| Stated task |
Please pull out every line that includes the string "index".

[Start Stored data]

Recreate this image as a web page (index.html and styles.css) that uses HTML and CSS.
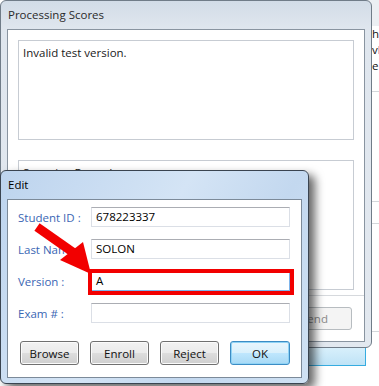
FILE: index.html
```html
<!DOCTYPE html>
<html lang="en">
<head>
    <meta charset="UTF-8">
    <title>Edit</title>
    <link rel="stylesheet" href="styles.css">
</head>
<body>
    <div class="desktop">
        <div class="back-win">
            <div class="back-title"></div>
            <div class="back-text">
                <div>h<span class="orange">a</span></div>
                <div>v<span class="purple">l</span></div>
                <div>e</div>
            </div>
            <div class="back-row r1"></div>
            <div class="back-row r2"></div>
            <div class="back-row r3"></div>
            <div class="back-row r4"></div>
        </div>

        <div class="task-btn"></div>

        <div class="win proc">
            <div class="title">Processing Scores</div>
            <div class="client">
                <div class="box msg">Invalid test version.</div>
                <div class="box scan">Scanning Records</div>
                <div class="btn-bar">
                    <button class="btn" disabled>Send</button>
                </div>
            </div>
        </div>

        <div class="win edit">
            <div class="title">Edit</div>
            <div class="client">
                <div class="form">
                    <label>Student ID :</label>
                    <div class="field">678223337</div>
                    <label>Last Name</label>
                    <div class="field">SOLON</div>
                    <label>Version :</label>
                    <div class="field focused">A</div>
                    <label>Exam # :</label>
                    <div class="field"></div>
                </div>
                <div class="buttons">
                    <button class="btn">Browse</button>
                    <button class="btn">Enroll</button>
                    <button class="btn">Reject</button>
                    <button class="btn default">OK</button>
                </div>
            </div>
        </div>

        <div class="red-box"></div>
        <svg class="arrow" width="379" height="386" viewBox="0 0 379 386">
            <line x1="37" y1="227" x2="74" y2="253" stroke="#f20000" stroke-width="9"/>
            <polygon points="60,260 83,242 91,274" fill="#f20000"/>
        </svg>
    </div>
</body>
</html>
```

FILE: styles.css
```css
* {
    margin: 0;
    padding: 0;
    box-sizing: border-box;
    font-family: "Open Sans", "Noto Sans", sans-serif;
}

body {
    background-color: #ffffff;
}

.desktop {
    position: relative;
    width: 379px;
    height: 386px;
    overflow: hidden;
    background-color: #ffffff;
}

/* window peeking out on the right */
.back-win {
    position: absolute;
    left: 330px;
    top: 0;
    width: 60px;
    height: 386px;
    background-color: #ffffff;
}

.back-title {
    height: 26px;
    background-color: #eceff3;
}

.back-text {
    padding-left: 42px;
    font-size: 11.5px;
    line-height: 16px;
    color: #111;
}

.orange { color: #d07a00; }
.purple { color: #7a1a8a; }

.back-row {
    border-bottom: 1px solid #d4d7db;
}

.r1 { height: 18px; }
.r2 { height: 110px; }
.r3 { height: 22px; }
.r4 { height: 108px; }

.task-btn {
    position: absolute;
    left: 250px;
    top: 347px;
    width: 116px;
    height: 19px;
    background: linear-gradient(#d9f0fc, #bfe3f6);
    border: 1px solid #36ace0;
    border-top: none;
}

/* windows */
.win {
    position: absolute;
    left: 0;
    display: flex;
    flex-direction: column;
    border-radius: 6px;
}

.title {
    height: 28px;
    line-height: 28px;
    padding-left: 7px;
    font-size: 11.5px;
    color: #1a1a1a;
}

.client {
    background-color: #ffffff;
    margin: 0 6px 5px 6px;
}

.proc {
    top: 0;
    width: 372px;
    height: 348px;
    border: 1px solid #707c88;
    background: linear-gradient(180deg, #d2dce7 0%, #dfe6ee 8%, #e2e8ef 100%);
}

.proc .title {
    color: #2a2a2a;
}

.proc .client {
    height: 313px;
    border: 1px solid #8994a0;
    padding: 10px 10px 0 10px;
    display: flex;
    flex-direction: column;
}

.box {
    border: 1px solid #c7ccd3;
    font-size: 11.5px;
    color: #1a1a1a;
    padding: 4px 4px;
}

.msg {
    height: 100px;
}

.scan {
    height: 130px;
    margin-top: 20px;
}

.btn-bar {
    margin: 5px -10px 0 -10px;
    border-top: 1px solid #d6d9dd;
    padding: 11px 12px 0 12px;
    display: flex;
    justify-content: flex-end;
}

.btn {
    height: 24px;
    width: 59px;
    font-size: 11.5px;
    color: #111;
    border: 1px solid #707070;
    border-radius: 3px;
    background: linear-gradient(#f2f2f2 0%, #ebebeb 48%, #dddddd 52%, #cfcfcf 100%);
    box-shadow: inset 0 0 0 1px #fbfbfb;
}

.btn-bar .btn {
    width: 75px;
    height: 23px;
    color: #8a8a8a;
    border-color: #b7bcc0;
    background: #f4f4f4;
    box-shadow: none;
}

.edit {
    top: 170px;
    width: 309px;
    height: 214px;
    border: 1px solid #3a4450;
    background: linear-gradient(120deg, #bdd4ee 0%, #d4e4f5 45%, #c3d8ef 70%, #cfe1f3 100%);
    box-shadow: 6px 5px 10px rgba(0, 0, 0, 0.6);
}

.edit .title {
    color: #000;
}

.edit .client {
    height: 179px;
    border: 1px solid #7c8a99;
    padding: 7px 10px 0 10px;
}

.form {
    display: grid;
    grid-template-columns: 73px 199px;
    grid-auto-rows: 20px;
    row-gap: 12px;
    align-items: center;
}

label {
    font-size: 11.5px;
    color: #3a66b4;
}

.field {
    height: 20px;
    border: 1px solid #dbdfe6;
    border-top-color: #abadb3;
    font-size: 11.5px;
    line-height: 18px;
    padding-left: 4px;
    color: #000;
}

.field.focused {
    border-color: #7eb4ea;
}

.buttons {
    display: flex;
    gap: 11px;
    margin-top: 18px;
    padding-left: 2px;
}

.btn.default {
    width: 60px;
    border-color: #3c8cc4;
    background: linear-gradient(#eaf6fd 0%, #d9f0fc 48%, #bee6fd 52%, #a7d9f5 100%);
    box-shadow: inset 0 0 0 1px #8fd3f5;
}

/* annotation over the dialog */
.red-box {
    position: absolute;
    left: 88px;
    top: 269px;
    width: 206px;
    height: 26px;
    border: 4px solid #f20000;
}

.arrow {
    position: absolute;
    left: 0;
    top: 0;
    pointer-events: none;
}
```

[End Stored data]

| Solution |
Recreate this image as a web page (index.html and styles.css) that uses HTML and CSS.
FILE: index.html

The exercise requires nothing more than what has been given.